Menarik, banyak dari kita yang mungkin mengalami semacam syok saat selesai berkuliah, bahkan saat gelar akademik sudah di tangan. Terkadang itu ternyata tidak cukup untuk membuat orang bisa “survive” dalam kehidupan sesungguhnya. Apalagi jika kehidupan akademik kita, nilai dan semuanya diperoleh dengan cara yang teramat mudah. Ada bagian yang saya sepakati dari pendapat beberapa orang bahwa parameter serupa IPK tidaklah secara otomatis menjadi refeksi kecerdasan seseorang, walau secara formal dia tetap penting dijadikan ukuran.

Belajar dari cerita professor diatas, penting rasanya untuk bisa belajar dalam kondisi apa pun, bahkan dari yang paling buruk sekalipun. Kadang sangat susah untuk selalu punya kondisi nyaman dan menyenangkan, sesuatu yang selalu kita inginkan.

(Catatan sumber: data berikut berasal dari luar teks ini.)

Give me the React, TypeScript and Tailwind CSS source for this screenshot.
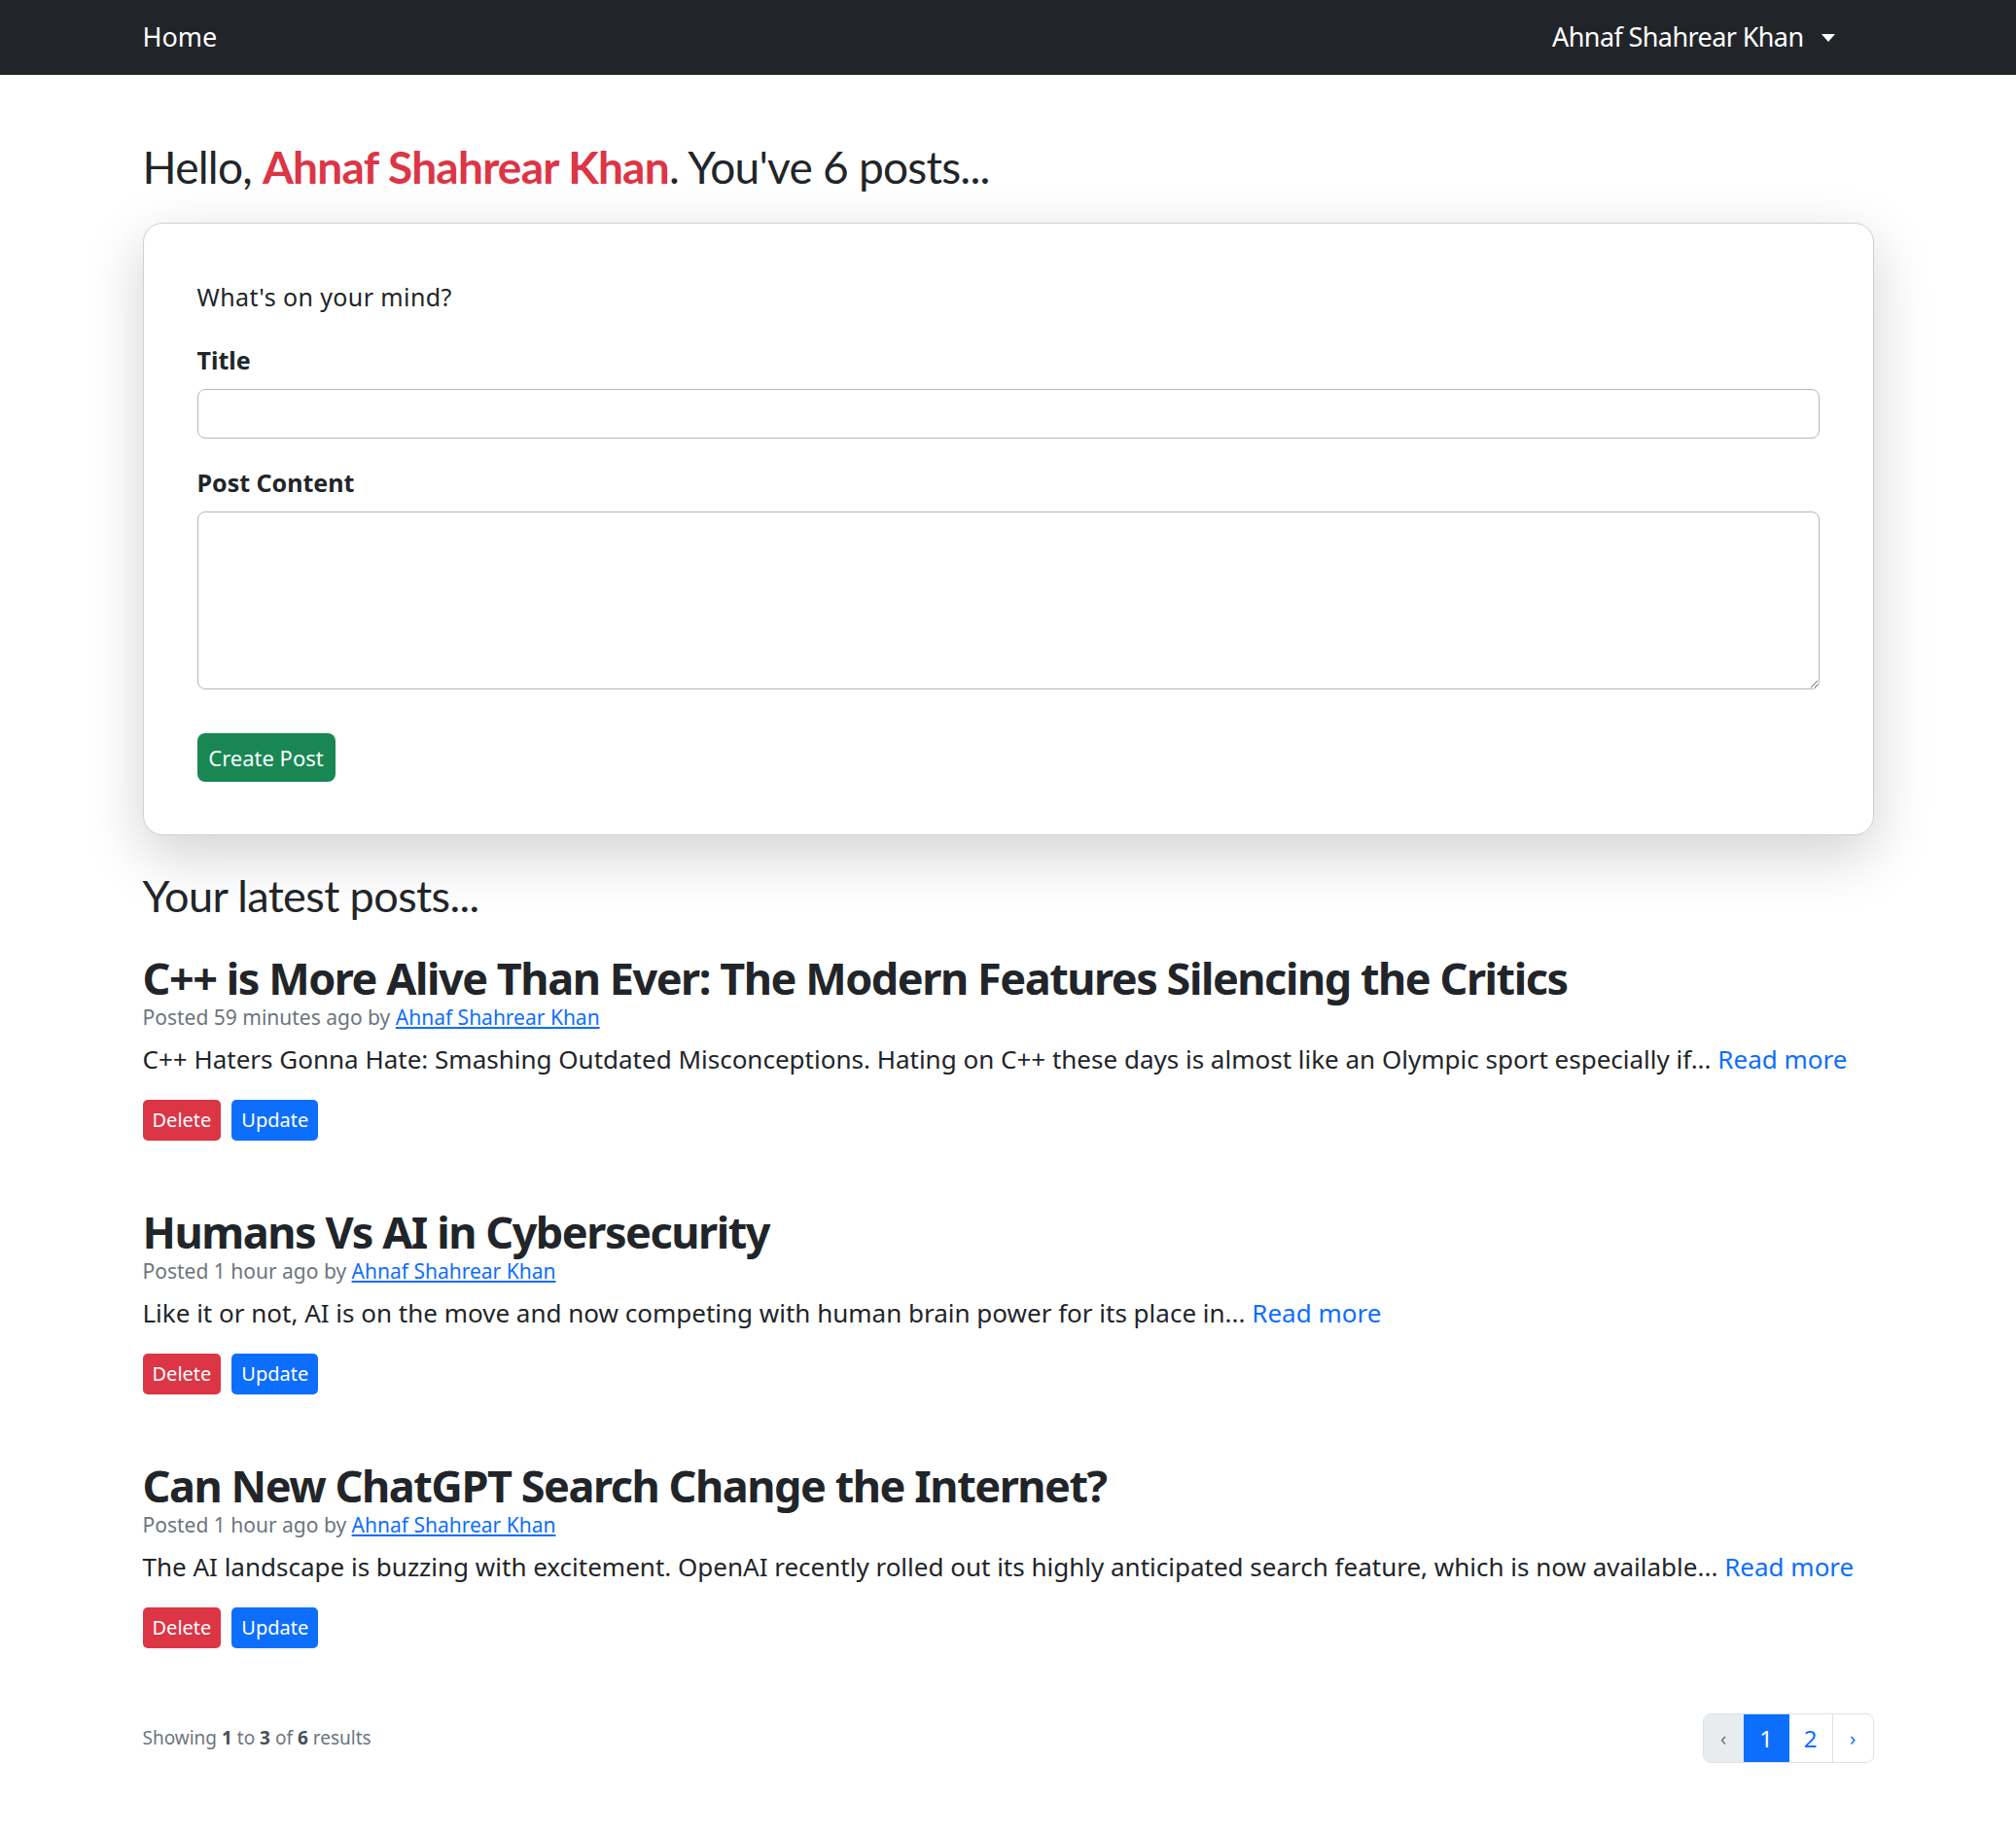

Jika dari awal orang tidak bisa ikhlas menerima hal serupa ini, boleh jadi hidupnya, pekerjaannya akan dipenuhi oleh stress, frustrasi dan mungkin bisa berakhir pada depresi. Belajar dalam keterbatasan biasanya akan membuat kreatifitas seseorang bakal lebih terasah, lebih tangguh dan tidak cengeng.

Ah teringat kisah dari supervisor saya ini serasa dapat suntikan semangat lagi. Bersyukurlah untuk mereka yang pernah ditempa dalam kesukaran, bisa bertahan dan melalui proses itu. Pada orang-orang seperti inilah yang saya kira nantinya akan memenangkan hidup, dimanapun mereka berada dan sesusah apa pun kondisinya. Pokoknya, “Never lose hope because you never know what tomorrow will bring.” Ganbatte.